Larry Clark Stephens, 68, was convicted in the 1974 cold case murder of 30-year-old Patricia Ross, prosecutors said. The evening of the killing, Ross was planning on going on a double date, prosecutors said.

She was alone in her apartment, getting ready, when then 24-year-old Stephens came into the home and strangled Ross, according to the DA’s office. The two did not know each other.

Ross was supposed to meet her date and another couple at the couple’s home later in the night, so when she didn’t show up, her friend visited her apartment to check up on her, prosecutors said. There, inside Ross’ bedroom, the friend found her naked with her body facing down.

Ross, who had owned a plant shop in town, was planning to move to Los Angeles County for a new job just three days before she was killed, the Orange County Register reported.

Prosecutors said when La Palma police were called to the scene, they discovered a small dog owned by Ross inside of a drawer in her bedroom, unharmed. Blood and other forensic evidence was also collected at the scene.

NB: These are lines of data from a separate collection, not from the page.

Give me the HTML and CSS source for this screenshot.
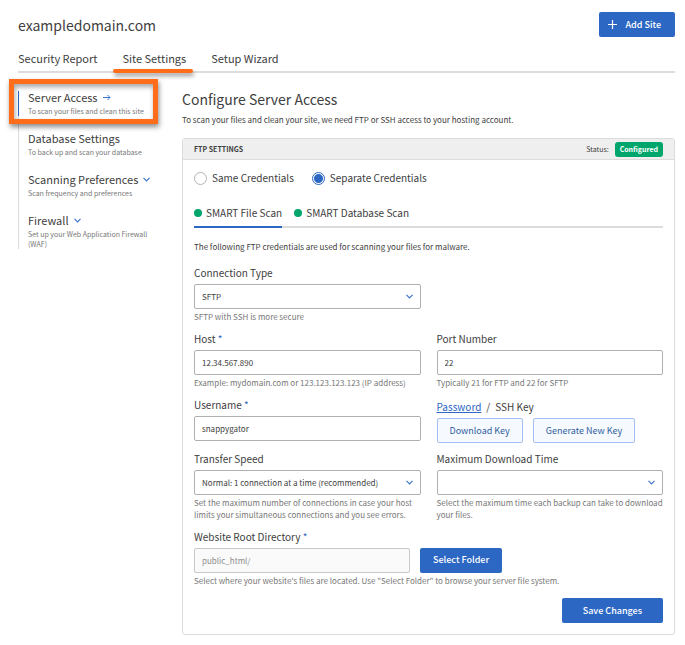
FILE: index.html
```html
<!DOCTYPE html>
<html lang="en">
	<head>
		<title>Site Settings</title>
		<meta charset="UTF-8">
		<meta name="viewport" content="width=device-width, initial-scale=1">
		<link rel="stylesheet" href="styles.css">
	</head>
	<body>
		<header class="top">
			<h1>exampledomain.com</h1>
			<button type="button" class="btn btn-add">
				<svg width="9" height="9" viewBox="0 0 9 9"><path d="M4.5 0v9M0 4.5h9" stroke="#fff" stroke-width="1.2"/></svg>
				Add Site
			</button>
		</header>

		<nav class="main-nav">
			<a href="#">Security Report</a>
			<a href="#" class="active">Site Settings</a>
			<a href="#">Setup Wizard</a>
		</nav>

		<div class="page">
			<aside class="sidebar">
				<a href="#" class="side-item selected">
					<span class="side-title">Server Access
						<svg class="arrow" width="8" height="7" viewBox="0 0 8 7"><path d="M0 3.5h7M4.5 1L7 3.5L4.5 6" fill="none" stroke="#3d74cc"/></svg>
					</span>
					<small>To scan your files and clean this site</small>
				</a>
				<a href="#" class="side-item">
					<span class="side-title">Database Settings</span>
					<small>To back up and scan your database</small>
				</a>
				<a href="#" class="side-item">
					<span class="side-title">Scanning Preferences
						<svg width="7" height="5" viewBox="0 0 7 5"><path d="M.5 .8L3.5 3.8L6.5 .8" fill="none" stroke="#3d74cc" stroke-width="1.2"/></svg>
					</span>
					<small>Scan frequency and preferences</small>
				</a>
				<a href="#" class="side-item">
					<span class="side-title">Firewall
						<svg width="7" height="5" viewBox="0 0 7 5"><path d="M.5 .8L3.5 3.8L6.5 .8" fill="none" stroke="#3d74cc" stroke-width="1.2"/></svg>
					</span>
					<small>Set up your Web Application Firewall (WAF)</small>
				</a>
			</aside>

			<main>
				<h2>Configure Server Access</h2>
				<p class="intro">To scan your files and clean your site, we need FTP or SSH access to your hosting account.</p>

				<form class="panel">
					<div class="panel-head">
						<h3>FTP SETTINGS</h3>
						<span class="status">Status: <span class="badge">Configured</span></span>
					</div>

					<div class="panel-body">
						<div class="radios">
							<label><input type="radio" name="credentials">Same Credentials</label>
							<label><input type="radio" name="credentials" checked>Separate Credentials</label>
						</div>

						<div class="tabs">
							<button type="button" class="tab active"><span class="dot"></span>SMART File Scan</button>
							<button type="button" class="tab"><span class="dot"></span>SMART Database Scan</button>
						</div>

						<p class="note">The following FTP credentials are used for scanning your files for malware.</p>

						<div class="fields">
							<div class="field first-col">
								<label for="type">Connection Type</label>
								<div class="select">
									<select id="type"><option>SFTP</option></select>
									<svg width="7" height="5" viewBox="0 0 7 5"><path d="M.5 .8L3.5 3.8L6.5 .8" fill="none" stroke="#3d74cc" stroke-width="1.2"/></svg>
								</div>
								<p class="hint">SFTP with SSH is more secure</p>
							</div>

							<div class="field first-col">
								<label for="host">Host <span class="req">*</span></label>
								<input type="text" id="host" value="12.34.567.890">
								<p class="hint">Example: mydomain.com or 123.123.123.123 (IP address)</p>
							</div>
							<div class="field">
								<label for="port">Port Number</label>
								<input type="text" id="port" value="22">
								<p class="hint">Typically 21 for FTP and 22 for SFTP</p>
							</div>

							<div class="field">
								<label for="user">Username <span class="req">*</span></label>
								<input type="text" id="user" value="snappygator">
							</div>
							<div class="field">
								<div class="auth"><a href="#">Password</a><span>/</span><span>SSH Key</span></div>
								<div class="keys">
									<button type="button" class="btn btn-light">Download Key</button>
									<button type="button" class="btn btn-light">Generate New Key</button>
								</div>
							</div>

							<div class="field">
								<label for="speed">Transfer Speed</label>
								<div class="select">
									<select id="speed"><option>Normal: 1 connection at a time (recommended)</option></select>
									<svg width="7" height="5" viewBox="0 0 7 5"><path d="M.5 .8L3.5 3.8L6.5 .8" fill="none" stroke="#3d74cc" stroke-width="1.2"/></svg>
								</div>
								<p class="hint">Set the maximum number of connections in case your host limits your simultaneous connections and you see errors.</p>
							</div>
							<div class="field">
								<label for="maxtime">Maximum Download Time</label>
								<div class="select">
									<select id="maxtime"><option></option></select>
									<svg width="7" height="5" viewBox="0 0 7 5"><path d="M.5 .8L3.5 3.8L6.5 .8" fill="none" stroke="#3d74cc" stroke-width="1.2"/></svg>
								</div>
								<p class="hint">Select the maximum time each backup can take to download your files.</p>
							</div>

							<div class="field wide">
								<label for="root">Website Root Directory <span class="req">*</span></label>
								<div class="folder">
									<input type="text" id="root" value="public_html/" disabled>
									<button type="button" class="btn">Select Folder</button>
								</div>
								<p class="hint">Select where your website's files are located. Use "Select Folder" to browse your server file system.</p>
							</div>
						</div>

						<div class="actions">
							<button type="submit" class="btn btn-save">Save Changes</button>
						</div>
					</div>
				</form>
			</main>
		</div>
	</body>
</html>
```

FILE: styles.css
```css
* {
	box-sizing: border-box;
}

body {
	margin: 0;
	padding: 12px 10px 10px 18px;
	background: #fff;
	color: #404040;
	font-family: "Noto Sans CJK SC", "Open Sans", sans-serif;
	font-size: 10px;
	line-height: 16px;
}

h1, h2, h3, p {
	margin: 0;
	font-weight: normal;
}

a {
	color: inherit;
	text-decoration: none;
}

button, input, select {
	font-family: inherit;
	font-size: 8px;
	color: inherit;
}

/* header */
.top {
	display: flex;
	justify-content: space-between;
	align-items: center;
}

h1 {
	font-size: 14px;
	line-height: 24px;
}

.btn {
	height: 25px;
	padding: 0 13px;
	border: 0;
	border-radius: 2px;
	background: #2c67c4;
	color: #fff;
	font-size: 9px;
	font-weight: 500;
	line-height: 16px;
	white-space: nowrap;
}

.btn-add {
	display: flex;
	align-items: center;
	gap: 8px;
	padding: 0 14px 0 9px;
}

.btn-light {
	padding: 0 12px;
	border: 1px solid #a3c0f2;
	background: #f6f9fe;
	color: #2f5f9e;
	font-weight: normal;
}

.main-nav {
	display: flex;
	gap: 25px;
	margin-top: 13px;
	border-bottom: 2px solid #dcdddc;
	font-size: 11px;
}

.main-nav a {
	position: relative;
	padding-bottom: 5px;
}

.main-nav .active::after {
	content: "";
	position: absolute;
	left: -9px;
	right: -7px;
	bottom: -2px;
	height: 4px;
	border-radius: 2px;
	background: #ff6d1b;
	box-shadow: 1px 3px 4px rgba(0, 0, 0, 0.4);
}

.page {
	display: flex;
	align-items: flex-start;
	gap: 24px;
	margin-top: 18px;
}

/* sidebar */
.sidebar {
	flex: 0 0 140px;
	display: flex;
	flex-direction: column;
	gap: 16px;
	border-left: 1px solid #dcdcdc;
}

.side-item {
	position: relative;
	margin-left: -1px;
	padding-left: 9px;
	border-left: 1px solid transparent;
}

.side-title {
	display: flex;
	align-items: center;
	gap: 5px;
	font-size: 11px;
	line-height: 12px;
}

.side-item small {
	display: block;
	margin-top: 3px;
	color: #777;
	font-size: 7px;
	line-height: 10px;
}

.side-item.selected {
	border-left-color: #2c67c4;
}

.side-item.selected::before {
	content: "";
	position: absolute;
	top: -12px;
	right: 0;
	bottom: -8px;
	left: -10px;
	border: 5px solid #ff6d1b;
	box-shadow: 1px 3px 5px rgba(0, 0, 0, 0.45), inset 1px 3px 5px rgba(0, 0, 0, 0.35);
}

/* content */
main {
	flex: 1;
	min-width: 0;
}

h2 {
	font-size: 14px;
	line-height: 16px;
}

.intro {
	margin-top: 5px;
	font-size: 8px;
}

.panel {
	margin-top: 10px;
	border: 1px solid #dcdcdc;
	border-radius: 3px;
}

.panel-head {
	display: flex;
	justify-content: space-between;
	align-items: center;
	height: 21px;
	padding: 0 11px;
	border-bottom: 1px solid #dcdcdc;
	background: #efefef;
}

h3 {
	font-size: 7px;
	font-weight: bold;
}

.status {
	display: flex;
	align-items: center;
	gap: 6px;
	font-size: 7px;
}

.badge {
	padding: 0 5px;
	border-radius: 3px;
	background: #00a66c;
	color: #fff;
	font-weight: bold;
	line-height: 15px;
}

.panel-body {
	padding: 10px 11px 11px;
}

.radios {
	display: flex;
	gap: 18px;
}

.radios label {
	display: flex;
	align-items: center;
	gap: 5px;
}

input[type="radio"] {
	appearance: none;
	width: 13px;
	height: 13px;
	margin: 0;
	border: 1px solid #b5b5b5;
	border-radius: 50%;
	background: #fff;
}

input[type="radio"]:checked {
	border-color: #2c67c4;
	background: radial-gradient(circle, #2c67c4 4px, #fff 5px);
}

.tabs {
	display: flex;
	gap: 12px;
	margin-top: 19px;
	border-bottom: 2px solid #dcdcdc;
}

.tab {
	display: flex;
	align-items: center;
	gap: 4px;
	margin-bottom: -2px;
	padding: 0 0 5px;
	border: 0;
	border-bottom: 2px solid transparent;
	background: none;
	font-size: 10px;
	line-height: 16px;
}

.tab.active {
	border-color: #2c67c4;
}

.dot {
	width: 8px;
	height: 8px;
	border-radius: 50%;
	background: #00a66c;
}

.note {
	margin-top: 11px;
	font-size: 8px;
}

.fields {
	display: grid;
	grid-template-columns: 1fr 1fr;
	gap: 8px 16px;
	margin-top: 10px;
}

.first-col {
	grid-column: 1;
}

.wide {
	grid-column: 1 / 3;
}

.field label {
	display: block;
}

.field input, .select, .keys {
	display: flex;
	width: 100%;
	height: 25px;
	margin: 3px 0 2px;
}

.field input, .select select {
	padding: 0 7px;
	border: 1px solid #b0b0b0;
	border-radius: 2px;
	background: #fff;
}

.select {
	position: relative;
}

.select select {
	appearance: none;
	width: 100%;
}

.select svg {
	position: absolute;
	top: 10px;
	right: 8px;
	pointer-events: none;
}

.req {
	color: #2c67c4;
}

.hint {
	color: #777;
	font-size: 8px;
	line-height: 12px;
}

.auth {
	display: flex;
	gap: 5px;
	padding-top: 2px;
}

.auth a {
	color: #2c67c4;
	text-decoration: underline;
}

.keys {
	gap: 10px;
	margin-bottom: 0;
}

.folder {
	display: flex;
	align-items: center;
	gap: 10px;
}

.folder input {
	flex: 0 1 216px;
}

.folder input:disabled {
	border-color: #c8c8c8;
	background: #fafafa;
	color: #8c8c8c;
}

.actions {
	display: flex;
	justify-content: flex-end;
	margin-top: 11px;
}

.btn-save {
	padding: 0 21px;
}
```
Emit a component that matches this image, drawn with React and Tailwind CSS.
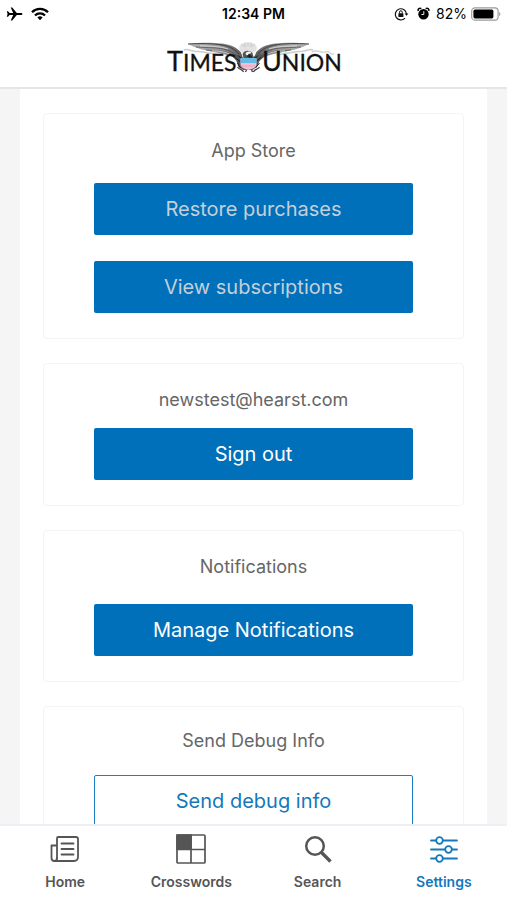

Authorities had been investigating the case some time after the La Palma Police Department started working with the O.C. DA’s office through the county’s Cold Case Homicide Task Force. In March 2015, law enforcement officials caught a lucky break when Stephens was arrested on suspicion of domestic violence and had to submit a DNA sample.

That sample matched the DNA evidence collected at the scene of Ross’ killing decades earlier, prosecutors said.

As a cold case that’s been around for over 40 years, detectives and law enforcement officials were relieved to finally get justice, as one told the Register after Stephens was charged with murder in 2015.

“This case has pretty much haunted every single detective here, because for years there was just nothing,” Capt. Jim Engen, who worked on the case for at least 10 years, told the Register.

No further information was released by the DA’s office.